* WRITTEN EXERCISE: List each line of the data that holds the word "full".

* Entries with page source code:

·····

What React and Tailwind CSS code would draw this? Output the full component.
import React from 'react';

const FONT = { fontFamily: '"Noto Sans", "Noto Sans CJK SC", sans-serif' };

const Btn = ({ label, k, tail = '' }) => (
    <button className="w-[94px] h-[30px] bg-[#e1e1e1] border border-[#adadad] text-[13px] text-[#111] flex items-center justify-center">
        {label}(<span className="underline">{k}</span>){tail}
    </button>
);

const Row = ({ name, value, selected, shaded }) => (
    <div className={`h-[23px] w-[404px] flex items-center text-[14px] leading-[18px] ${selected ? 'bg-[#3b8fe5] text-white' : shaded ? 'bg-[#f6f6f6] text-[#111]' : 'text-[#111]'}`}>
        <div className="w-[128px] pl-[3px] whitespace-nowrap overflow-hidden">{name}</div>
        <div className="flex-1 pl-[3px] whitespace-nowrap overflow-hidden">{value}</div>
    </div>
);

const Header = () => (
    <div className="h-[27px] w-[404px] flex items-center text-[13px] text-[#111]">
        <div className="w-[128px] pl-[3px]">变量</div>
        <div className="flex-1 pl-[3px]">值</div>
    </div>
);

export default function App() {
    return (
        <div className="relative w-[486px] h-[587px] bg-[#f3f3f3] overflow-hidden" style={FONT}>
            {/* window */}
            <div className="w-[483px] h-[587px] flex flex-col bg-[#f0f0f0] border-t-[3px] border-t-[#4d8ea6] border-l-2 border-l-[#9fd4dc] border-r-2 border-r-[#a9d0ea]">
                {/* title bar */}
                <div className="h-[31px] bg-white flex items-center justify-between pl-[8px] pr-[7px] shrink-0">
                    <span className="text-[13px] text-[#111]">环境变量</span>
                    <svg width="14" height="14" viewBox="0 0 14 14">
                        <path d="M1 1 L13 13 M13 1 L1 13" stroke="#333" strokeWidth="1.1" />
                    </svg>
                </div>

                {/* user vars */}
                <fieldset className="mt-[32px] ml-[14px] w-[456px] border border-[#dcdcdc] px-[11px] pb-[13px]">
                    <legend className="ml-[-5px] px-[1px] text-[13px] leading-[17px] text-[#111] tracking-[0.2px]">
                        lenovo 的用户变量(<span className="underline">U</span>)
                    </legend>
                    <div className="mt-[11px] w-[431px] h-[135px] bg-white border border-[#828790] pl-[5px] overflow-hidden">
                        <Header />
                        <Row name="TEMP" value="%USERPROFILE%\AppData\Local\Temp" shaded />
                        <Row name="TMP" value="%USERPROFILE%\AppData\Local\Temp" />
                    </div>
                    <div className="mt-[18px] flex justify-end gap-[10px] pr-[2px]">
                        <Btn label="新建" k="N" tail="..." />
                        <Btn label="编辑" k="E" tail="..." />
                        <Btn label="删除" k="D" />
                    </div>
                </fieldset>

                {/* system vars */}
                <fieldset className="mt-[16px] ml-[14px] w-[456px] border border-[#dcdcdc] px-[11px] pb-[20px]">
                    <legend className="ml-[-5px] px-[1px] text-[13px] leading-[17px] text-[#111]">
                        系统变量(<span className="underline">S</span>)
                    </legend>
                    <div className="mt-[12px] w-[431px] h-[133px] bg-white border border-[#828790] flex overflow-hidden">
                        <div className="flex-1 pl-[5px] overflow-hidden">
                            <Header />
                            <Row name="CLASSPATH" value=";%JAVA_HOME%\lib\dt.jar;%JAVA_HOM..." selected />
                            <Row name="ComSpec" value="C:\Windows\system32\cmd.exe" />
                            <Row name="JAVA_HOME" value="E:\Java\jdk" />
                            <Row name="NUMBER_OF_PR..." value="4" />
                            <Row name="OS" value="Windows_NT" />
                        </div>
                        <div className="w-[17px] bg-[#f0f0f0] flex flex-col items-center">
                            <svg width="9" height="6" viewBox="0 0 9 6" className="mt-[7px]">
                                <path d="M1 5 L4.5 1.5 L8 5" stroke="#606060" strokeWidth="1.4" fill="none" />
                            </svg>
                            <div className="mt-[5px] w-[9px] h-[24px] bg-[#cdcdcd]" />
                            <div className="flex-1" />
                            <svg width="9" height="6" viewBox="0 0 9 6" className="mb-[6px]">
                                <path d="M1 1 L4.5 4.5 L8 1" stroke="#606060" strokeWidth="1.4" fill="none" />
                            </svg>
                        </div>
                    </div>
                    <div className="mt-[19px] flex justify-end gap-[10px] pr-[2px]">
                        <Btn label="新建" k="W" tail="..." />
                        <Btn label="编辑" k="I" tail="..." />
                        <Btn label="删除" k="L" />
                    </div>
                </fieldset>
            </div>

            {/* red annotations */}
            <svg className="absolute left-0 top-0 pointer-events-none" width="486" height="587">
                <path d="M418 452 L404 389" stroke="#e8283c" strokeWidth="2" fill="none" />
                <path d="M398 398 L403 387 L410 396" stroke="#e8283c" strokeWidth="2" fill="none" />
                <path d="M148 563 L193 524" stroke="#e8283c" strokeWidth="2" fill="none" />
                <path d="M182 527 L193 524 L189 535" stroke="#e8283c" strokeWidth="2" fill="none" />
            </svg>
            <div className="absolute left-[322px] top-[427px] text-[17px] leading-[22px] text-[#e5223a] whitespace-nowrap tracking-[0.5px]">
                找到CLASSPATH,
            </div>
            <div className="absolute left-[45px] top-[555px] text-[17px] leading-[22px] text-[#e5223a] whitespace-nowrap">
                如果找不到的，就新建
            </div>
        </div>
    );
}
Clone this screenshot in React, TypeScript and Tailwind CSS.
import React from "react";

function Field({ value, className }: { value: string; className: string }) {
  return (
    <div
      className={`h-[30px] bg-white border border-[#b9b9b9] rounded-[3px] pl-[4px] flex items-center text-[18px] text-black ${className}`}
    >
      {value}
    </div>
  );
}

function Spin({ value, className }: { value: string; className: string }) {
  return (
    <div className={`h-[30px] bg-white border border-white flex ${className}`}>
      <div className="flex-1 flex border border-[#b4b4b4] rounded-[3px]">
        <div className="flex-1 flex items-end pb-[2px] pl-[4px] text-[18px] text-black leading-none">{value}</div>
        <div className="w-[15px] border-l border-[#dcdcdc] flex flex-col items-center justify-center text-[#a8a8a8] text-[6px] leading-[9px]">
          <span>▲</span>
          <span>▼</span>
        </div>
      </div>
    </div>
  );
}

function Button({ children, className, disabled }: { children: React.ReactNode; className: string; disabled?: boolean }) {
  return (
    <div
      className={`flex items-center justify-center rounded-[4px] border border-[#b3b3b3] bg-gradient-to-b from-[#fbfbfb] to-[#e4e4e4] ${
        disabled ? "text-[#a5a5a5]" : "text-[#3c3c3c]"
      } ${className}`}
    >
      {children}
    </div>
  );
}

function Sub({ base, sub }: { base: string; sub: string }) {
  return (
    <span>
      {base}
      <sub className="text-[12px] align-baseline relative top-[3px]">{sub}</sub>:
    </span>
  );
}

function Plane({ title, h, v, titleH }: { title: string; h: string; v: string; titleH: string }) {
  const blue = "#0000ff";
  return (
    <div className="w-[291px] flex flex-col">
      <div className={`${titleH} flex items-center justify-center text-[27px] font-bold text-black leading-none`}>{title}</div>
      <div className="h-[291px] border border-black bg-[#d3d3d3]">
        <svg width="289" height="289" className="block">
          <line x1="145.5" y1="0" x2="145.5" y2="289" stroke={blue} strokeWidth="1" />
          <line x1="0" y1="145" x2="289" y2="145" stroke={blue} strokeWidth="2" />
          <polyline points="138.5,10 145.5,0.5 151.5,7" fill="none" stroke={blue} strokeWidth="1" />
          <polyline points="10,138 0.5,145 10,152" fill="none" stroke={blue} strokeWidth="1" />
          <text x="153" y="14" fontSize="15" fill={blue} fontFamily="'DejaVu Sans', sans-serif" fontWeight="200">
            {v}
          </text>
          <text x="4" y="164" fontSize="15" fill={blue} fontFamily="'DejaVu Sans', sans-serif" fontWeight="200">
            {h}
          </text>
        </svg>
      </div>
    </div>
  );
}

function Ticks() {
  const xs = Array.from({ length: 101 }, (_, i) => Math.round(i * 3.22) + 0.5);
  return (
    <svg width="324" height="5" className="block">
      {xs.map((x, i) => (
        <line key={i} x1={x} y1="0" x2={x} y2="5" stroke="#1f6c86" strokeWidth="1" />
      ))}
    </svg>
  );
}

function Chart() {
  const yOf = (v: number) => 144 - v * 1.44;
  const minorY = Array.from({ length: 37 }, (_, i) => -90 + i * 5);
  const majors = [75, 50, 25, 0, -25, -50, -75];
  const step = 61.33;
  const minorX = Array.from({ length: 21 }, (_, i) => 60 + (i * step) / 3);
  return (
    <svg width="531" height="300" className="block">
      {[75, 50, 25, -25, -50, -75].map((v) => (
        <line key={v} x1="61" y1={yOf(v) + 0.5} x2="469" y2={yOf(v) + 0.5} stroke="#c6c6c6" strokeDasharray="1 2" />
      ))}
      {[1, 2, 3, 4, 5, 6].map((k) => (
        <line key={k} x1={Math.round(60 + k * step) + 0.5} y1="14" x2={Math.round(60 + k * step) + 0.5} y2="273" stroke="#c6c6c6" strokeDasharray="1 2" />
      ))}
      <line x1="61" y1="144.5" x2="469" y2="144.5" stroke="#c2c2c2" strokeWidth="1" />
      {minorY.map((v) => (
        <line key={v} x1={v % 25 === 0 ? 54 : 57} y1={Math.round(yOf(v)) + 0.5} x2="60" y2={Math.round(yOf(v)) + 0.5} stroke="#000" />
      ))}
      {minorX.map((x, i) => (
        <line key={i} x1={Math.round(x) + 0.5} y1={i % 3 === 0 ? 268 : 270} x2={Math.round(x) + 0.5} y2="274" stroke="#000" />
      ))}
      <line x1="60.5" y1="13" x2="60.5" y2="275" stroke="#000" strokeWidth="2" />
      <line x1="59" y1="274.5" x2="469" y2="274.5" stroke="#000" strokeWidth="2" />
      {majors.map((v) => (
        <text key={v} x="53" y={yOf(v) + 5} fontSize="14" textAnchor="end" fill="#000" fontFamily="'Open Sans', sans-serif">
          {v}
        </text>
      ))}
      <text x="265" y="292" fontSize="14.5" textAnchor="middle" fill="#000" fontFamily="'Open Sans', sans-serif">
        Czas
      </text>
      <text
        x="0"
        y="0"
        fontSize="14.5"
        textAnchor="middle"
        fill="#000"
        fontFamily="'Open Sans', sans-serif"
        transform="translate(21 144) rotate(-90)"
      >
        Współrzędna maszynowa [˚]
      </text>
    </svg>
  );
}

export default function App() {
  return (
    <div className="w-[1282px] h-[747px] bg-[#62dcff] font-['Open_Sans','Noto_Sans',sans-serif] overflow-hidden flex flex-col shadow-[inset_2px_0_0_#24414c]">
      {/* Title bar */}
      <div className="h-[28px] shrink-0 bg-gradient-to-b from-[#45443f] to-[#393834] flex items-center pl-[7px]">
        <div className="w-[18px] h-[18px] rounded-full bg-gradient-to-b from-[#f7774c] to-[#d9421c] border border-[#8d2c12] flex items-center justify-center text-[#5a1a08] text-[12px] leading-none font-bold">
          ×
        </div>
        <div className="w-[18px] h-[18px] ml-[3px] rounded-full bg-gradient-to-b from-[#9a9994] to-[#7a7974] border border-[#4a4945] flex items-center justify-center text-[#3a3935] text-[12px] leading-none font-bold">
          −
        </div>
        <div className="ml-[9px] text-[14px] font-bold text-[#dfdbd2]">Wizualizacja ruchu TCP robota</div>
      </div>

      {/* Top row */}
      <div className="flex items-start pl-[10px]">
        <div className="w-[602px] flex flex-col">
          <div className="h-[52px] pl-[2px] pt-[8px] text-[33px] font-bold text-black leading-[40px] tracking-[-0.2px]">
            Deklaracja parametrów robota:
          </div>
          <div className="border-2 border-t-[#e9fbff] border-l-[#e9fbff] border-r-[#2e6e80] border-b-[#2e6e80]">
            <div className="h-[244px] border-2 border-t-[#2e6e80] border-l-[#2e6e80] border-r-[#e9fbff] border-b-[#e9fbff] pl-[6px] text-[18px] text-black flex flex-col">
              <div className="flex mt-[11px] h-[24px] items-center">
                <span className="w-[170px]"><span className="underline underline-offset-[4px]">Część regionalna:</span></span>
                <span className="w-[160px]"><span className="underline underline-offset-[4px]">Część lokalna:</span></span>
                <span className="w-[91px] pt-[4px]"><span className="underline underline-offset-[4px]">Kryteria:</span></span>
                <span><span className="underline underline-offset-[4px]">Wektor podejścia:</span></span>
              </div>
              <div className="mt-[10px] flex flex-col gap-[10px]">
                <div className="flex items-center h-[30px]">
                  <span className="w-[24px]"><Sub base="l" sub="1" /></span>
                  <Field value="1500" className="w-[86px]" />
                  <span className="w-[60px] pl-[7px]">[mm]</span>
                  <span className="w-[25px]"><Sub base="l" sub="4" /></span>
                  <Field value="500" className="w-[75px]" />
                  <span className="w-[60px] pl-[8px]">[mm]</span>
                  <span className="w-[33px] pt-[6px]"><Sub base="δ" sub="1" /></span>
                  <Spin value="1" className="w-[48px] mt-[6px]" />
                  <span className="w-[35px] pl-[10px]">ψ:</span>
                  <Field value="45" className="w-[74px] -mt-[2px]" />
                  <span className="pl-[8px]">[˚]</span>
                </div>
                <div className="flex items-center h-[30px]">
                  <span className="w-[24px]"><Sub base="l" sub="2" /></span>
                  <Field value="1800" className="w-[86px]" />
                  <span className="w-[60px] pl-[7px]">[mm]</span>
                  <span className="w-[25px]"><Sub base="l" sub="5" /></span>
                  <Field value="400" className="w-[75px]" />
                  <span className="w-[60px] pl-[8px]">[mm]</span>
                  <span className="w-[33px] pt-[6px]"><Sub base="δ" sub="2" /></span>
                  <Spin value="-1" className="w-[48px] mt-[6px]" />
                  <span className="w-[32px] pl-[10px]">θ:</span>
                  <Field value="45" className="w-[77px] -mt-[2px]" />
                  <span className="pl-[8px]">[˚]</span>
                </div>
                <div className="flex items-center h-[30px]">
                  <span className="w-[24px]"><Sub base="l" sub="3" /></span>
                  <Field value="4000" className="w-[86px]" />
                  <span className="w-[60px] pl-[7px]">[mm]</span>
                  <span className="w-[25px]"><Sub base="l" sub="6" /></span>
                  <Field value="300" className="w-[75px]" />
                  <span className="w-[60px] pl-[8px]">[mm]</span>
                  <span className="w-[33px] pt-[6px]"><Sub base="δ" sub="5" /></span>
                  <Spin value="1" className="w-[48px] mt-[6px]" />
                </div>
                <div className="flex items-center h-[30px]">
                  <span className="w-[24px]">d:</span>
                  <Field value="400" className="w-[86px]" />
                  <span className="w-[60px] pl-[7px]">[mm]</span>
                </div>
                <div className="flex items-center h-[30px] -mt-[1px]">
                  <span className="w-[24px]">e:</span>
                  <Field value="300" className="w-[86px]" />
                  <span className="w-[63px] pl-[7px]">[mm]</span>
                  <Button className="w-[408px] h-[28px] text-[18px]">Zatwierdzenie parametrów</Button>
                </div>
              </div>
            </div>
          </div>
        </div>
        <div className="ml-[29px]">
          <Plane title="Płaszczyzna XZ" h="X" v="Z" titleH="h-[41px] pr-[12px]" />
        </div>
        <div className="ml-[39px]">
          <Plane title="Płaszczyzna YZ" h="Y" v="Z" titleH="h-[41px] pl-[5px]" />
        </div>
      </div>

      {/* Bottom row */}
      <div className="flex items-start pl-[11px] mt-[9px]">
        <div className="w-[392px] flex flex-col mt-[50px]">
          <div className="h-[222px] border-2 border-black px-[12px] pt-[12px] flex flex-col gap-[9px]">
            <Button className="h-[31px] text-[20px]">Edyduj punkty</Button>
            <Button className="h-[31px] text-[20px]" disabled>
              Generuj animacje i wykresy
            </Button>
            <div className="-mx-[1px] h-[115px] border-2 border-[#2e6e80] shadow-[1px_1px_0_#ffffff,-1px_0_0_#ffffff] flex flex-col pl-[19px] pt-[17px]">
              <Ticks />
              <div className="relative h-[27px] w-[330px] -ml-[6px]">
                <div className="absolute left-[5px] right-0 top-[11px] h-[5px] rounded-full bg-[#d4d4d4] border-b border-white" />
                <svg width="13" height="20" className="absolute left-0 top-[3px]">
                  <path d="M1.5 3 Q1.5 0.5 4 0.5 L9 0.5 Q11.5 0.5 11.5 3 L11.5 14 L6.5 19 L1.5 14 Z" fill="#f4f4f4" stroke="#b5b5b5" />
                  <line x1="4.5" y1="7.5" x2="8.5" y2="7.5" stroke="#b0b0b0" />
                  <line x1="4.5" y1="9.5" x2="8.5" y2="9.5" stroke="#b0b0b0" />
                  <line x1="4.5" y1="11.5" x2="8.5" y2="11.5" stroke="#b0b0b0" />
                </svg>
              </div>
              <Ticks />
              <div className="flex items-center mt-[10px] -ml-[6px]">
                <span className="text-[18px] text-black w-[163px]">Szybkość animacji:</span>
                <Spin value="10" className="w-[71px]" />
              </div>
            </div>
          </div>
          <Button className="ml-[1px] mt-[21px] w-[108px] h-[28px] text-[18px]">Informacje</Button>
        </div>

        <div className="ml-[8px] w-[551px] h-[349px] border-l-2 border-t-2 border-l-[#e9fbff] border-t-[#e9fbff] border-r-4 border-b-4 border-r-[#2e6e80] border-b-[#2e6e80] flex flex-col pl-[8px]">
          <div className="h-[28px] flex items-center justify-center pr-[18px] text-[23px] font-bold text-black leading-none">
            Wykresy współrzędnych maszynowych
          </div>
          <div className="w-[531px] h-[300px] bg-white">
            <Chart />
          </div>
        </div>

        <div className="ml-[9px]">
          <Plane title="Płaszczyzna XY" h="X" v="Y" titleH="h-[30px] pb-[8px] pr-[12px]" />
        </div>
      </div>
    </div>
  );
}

·····

* EXPECTED ANSWER:
What React and Tailwind CSS code would draw this? Output the full component.
        <div className="w-[18px] h-[18px] rounded-full bg-gradient-to-b from-[#f7774c] to-[#d9421c] border border-[#8d2c12] flex items-center justify-center text-[#5a1a08] text-[12px] leading-none font-bold">
        <div className="w-[18px] h-[18px] ml-[3px] rounded-full bg-gradient-to-b from-[#9a9994] to-[#7a7974] border border-[#4a4945] flex items-center justify-center text-[#3a3935] text-[12px] leading-none font-bold">
                <div className="absolute left-[5px] right-0 top-[11px] h-[5px] rounded-full bg-[#d4d4d4] border-b border-white" />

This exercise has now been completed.